[start DATA EXCERPT]

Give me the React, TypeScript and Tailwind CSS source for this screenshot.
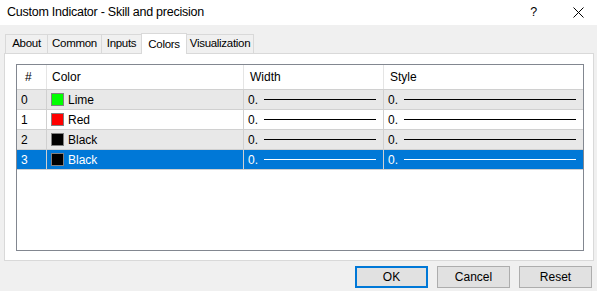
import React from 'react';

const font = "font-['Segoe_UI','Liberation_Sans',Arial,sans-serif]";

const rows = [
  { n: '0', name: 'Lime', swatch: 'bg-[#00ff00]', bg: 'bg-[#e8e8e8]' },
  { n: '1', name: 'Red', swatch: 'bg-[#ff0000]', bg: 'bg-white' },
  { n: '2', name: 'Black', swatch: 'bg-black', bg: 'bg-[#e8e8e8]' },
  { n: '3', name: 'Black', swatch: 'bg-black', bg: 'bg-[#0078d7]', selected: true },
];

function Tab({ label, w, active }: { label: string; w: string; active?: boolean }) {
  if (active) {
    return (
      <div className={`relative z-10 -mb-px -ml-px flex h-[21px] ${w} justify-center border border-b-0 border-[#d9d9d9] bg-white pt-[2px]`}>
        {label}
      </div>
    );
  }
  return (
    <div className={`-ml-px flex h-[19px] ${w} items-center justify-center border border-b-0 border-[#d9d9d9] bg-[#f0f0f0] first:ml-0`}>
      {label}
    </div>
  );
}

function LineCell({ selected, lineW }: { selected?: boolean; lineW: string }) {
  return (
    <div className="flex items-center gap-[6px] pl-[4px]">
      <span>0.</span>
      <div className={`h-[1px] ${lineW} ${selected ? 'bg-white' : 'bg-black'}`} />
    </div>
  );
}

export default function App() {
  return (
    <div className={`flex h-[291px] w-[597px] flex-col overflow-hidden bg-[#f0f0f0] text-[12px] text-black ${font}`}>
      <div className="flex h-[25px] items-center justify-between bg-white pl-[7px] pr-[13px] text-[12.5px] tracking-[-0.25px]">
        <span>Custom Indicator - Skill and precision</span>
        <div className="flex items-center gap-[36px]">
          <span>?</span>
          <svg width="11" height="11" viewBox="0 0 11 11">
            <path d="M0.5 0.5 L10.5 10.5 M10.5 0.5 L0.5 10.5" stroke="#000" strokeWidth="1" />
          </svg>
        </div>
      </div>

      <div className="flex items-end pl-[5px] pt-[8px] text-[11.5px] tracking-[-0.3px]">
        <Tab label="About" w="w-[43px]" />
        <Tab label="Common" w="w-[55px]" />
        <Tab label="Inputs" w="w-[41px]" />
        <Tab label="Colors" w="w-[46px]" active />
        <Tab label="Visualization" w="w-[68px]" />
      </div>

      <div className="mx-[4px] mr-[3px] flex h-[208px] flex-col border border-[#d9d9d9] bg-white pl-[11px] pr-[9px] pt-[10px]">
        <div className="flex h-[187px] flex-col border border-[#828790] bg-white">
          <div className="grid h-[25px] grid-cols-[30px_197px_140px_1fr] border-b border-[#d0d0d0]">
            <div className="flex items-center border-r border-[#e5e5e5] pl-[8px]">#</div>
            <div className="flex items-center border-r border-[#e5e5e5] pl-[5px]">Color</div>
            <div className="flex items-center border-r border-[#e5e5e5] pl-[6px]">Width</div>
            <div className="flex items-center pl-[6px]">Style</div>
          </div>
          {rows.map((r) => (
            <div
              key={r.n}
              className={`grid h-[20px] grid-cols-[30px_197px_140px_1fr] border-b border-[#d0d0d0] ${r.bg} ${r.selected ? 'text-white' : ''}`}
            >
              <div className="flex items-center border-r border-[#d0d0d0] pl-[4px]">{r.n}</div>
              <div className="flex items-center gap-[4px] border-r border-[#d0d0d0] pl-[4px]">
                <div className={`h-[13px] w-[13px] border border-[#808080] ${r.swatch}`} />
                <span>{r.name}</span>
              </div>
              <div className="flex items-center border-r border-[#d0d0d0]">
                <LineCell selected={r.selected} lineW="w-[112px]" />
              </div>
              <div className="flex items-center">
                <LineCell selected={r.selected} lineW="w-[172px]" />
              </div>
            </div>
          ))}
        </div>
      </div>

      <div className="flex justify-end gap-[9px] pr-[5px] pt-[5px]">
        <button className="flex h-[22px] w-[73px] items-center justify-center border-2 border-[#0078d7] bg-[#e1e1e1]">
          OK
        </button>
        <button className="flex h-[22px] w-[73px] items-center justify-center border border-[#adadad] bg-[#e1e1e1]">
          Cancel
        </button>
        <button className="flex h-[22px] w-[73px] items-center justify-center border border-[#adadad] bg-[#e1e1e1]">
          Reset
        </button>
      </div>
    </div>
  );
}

[end DATA EXCERPT]

WORK INSTRUCTIONS ▸
Transcribe the material exactly, keeping every word and none of the pictures.

THE REPLY ▸
Give me the React, TypeScript and Tailwind CSS source for this screenshot.
import React from 'react';

const font = "font-['Segoe_UI','Liberation_Sans',Arial,sans-serif]";

const rows = [
  { n: '0', name: 'Lime', swatch: 'bg-[#00ff00]', bg: 'bg-[#e8e8e8]' },
  { n: '1', name: 'Red', swatch: 'bg-[#ff0000]', bg: 'bg-white' },
  { n: '2', name: 'Black', swatch: 'bg-black', bg: 'bg-[#e8e8e8]' },
  { n: '3', name: 'Black', swatch: 'bg-black', bg: 'bg-[#0078d7]', selected: true },
];

function Tab({ label, w, active }: { label: string; w: string; active?: boolean }) {
  if (active) {
    return (
      <div className={`relative z-10 -mb-px -ml-px flex h-[21px] ${w} justify-center border border-b-0 border-[#d9d9d9] bg-white pt-[2px]`}>
        {label}
      </div>
    );
  }
  return (
    <div className={`-ml-px flex h-[19px] ${w} items-center justify-center border border-b-0 border-[#d9d9d9] bg-[#f0f0f0] first:ml-0`}>
      {label}
    </div>
  );
}

function LineCell({ selected, lineW }: { selected?: boolean; lineW: string }) {
  return (
    <div className="flex items-center gap-[6px] pl-[4px]">
      <span>0.</span>
      <div className={`h-[1px] ${lineW} ${selected ? 'bg-white' : 'bg-black'}`} />
    </div>
  );
}

export default function App() {
  return (
    <div className={`flex h-[291px] w-[597px] flex-col overflow-hidden bg-[#f0f0f0] text-[12px] text-black ${font}`}>
      <div className="flex h-[25px] items-center justify-between bg-white pl-[7px] pr-[13px] text-[12.5px] tracking-[-0.25px]">
        <span>Custom Indicator - Skill and precision</span>
        <div className="flex items-center gap-[36px]">
          <span>?</span>
          <svg width="11" height="11" viewBox="0 0 11 11">
            <path d="M0.5 0.5 L10.5 10.5 M10.5 0.5 L0.5 10.5" stroke="#000" strokeWidth="1" />
          </svg>
        </div>
      </div>

      <div className="flex items-end pl-[5px] pt-[8px] text-[11.5px] tracking-[-0.3px]">
        <Tab label="About" w="w-[43px]" />
        <Tab label="Common" w="w-[55px]" />
        <Tab label="Inputs" w="w-[41px]" />
        <Tab label="Colors" w="w-[46px]" active />
        <Tab label="Visualization" w="w-[68px]" />
      </div>

      <div className="mx-[4px] mr-[3px] flex h-[208px] flex-col border border-[#d9d9d9] bg-white pl-[11px] pr-[9px] pt-[10px]">
        <div className="flex h-[187px] flex-col border border-[#828790] bg-white">
          <div className="grid h-[25px] grid-cols-[30px_197px_140px_1fr] border-b border-[#d0d0d0]">
            <div className="flex items-center border-r border-[#e5e5e5] pl-[8px]">#</div>
            <div className="flex items-center border-r border-[#e5e5e5] pl-[5px]">Color</div>
            <div className="flex items-center border-r border-[#e5e5e5] pl-[6px]">Width</div>
            <div className="flex items-center pl-[6px]">Style</div>
          </div>
          {rows.map((r) => (
            <div
              key={r.n}
              className={`grid h-[20px] grid-cols-[30px_197px_140px_1fr] border-b border-[#d0d0d0] ${r.bg} ${r.selected ? 'text-white' : ''}`}
            >
              <div className="flex items-center border-r border-[#d0d0d0] pl-[4px]">{r.n}</div>
              <div className="flex items-center gap-[4px] border-r border-[#d0d0d0] pl-[4px]">
                <div className={`h-[13px] w-[13px] border border-[#808080] ${r.swatch}`} />
                <span>{r.name}</span>
              </div>
              <div className="flex items-center border-r border-[#d0d0d0]">
                <LineCell selected={r.selected} lineW="w-[112px]" />
              </div>
              <div className="flex items-center">
                <LineCell selected={r.selected} lineW="w-[172px]" />
              </div>
            </div>
          ))}
        </div>
      </div>

      <div className="flex justify-end gap-[9px] pr-[5px] pt-[5px]">
        <button className="flex h-[22px] w-[73px] items-center justify-center border-2 border-[#0078d7] bg-[#e1e1e1]">
          OK
        </button>
        <button className="flex h-[22px] w-[73px] items-center justify-center border border-[#adadad] bg-[#e1e1e1]">
          Cancel
        </button>
        <button className="flex h-[22px] w-[73px] items-center justify-center border border-[#adadad] bg-[#e1e1e1]">
          Reset
        </button>
      </div>
    </div>
  );
}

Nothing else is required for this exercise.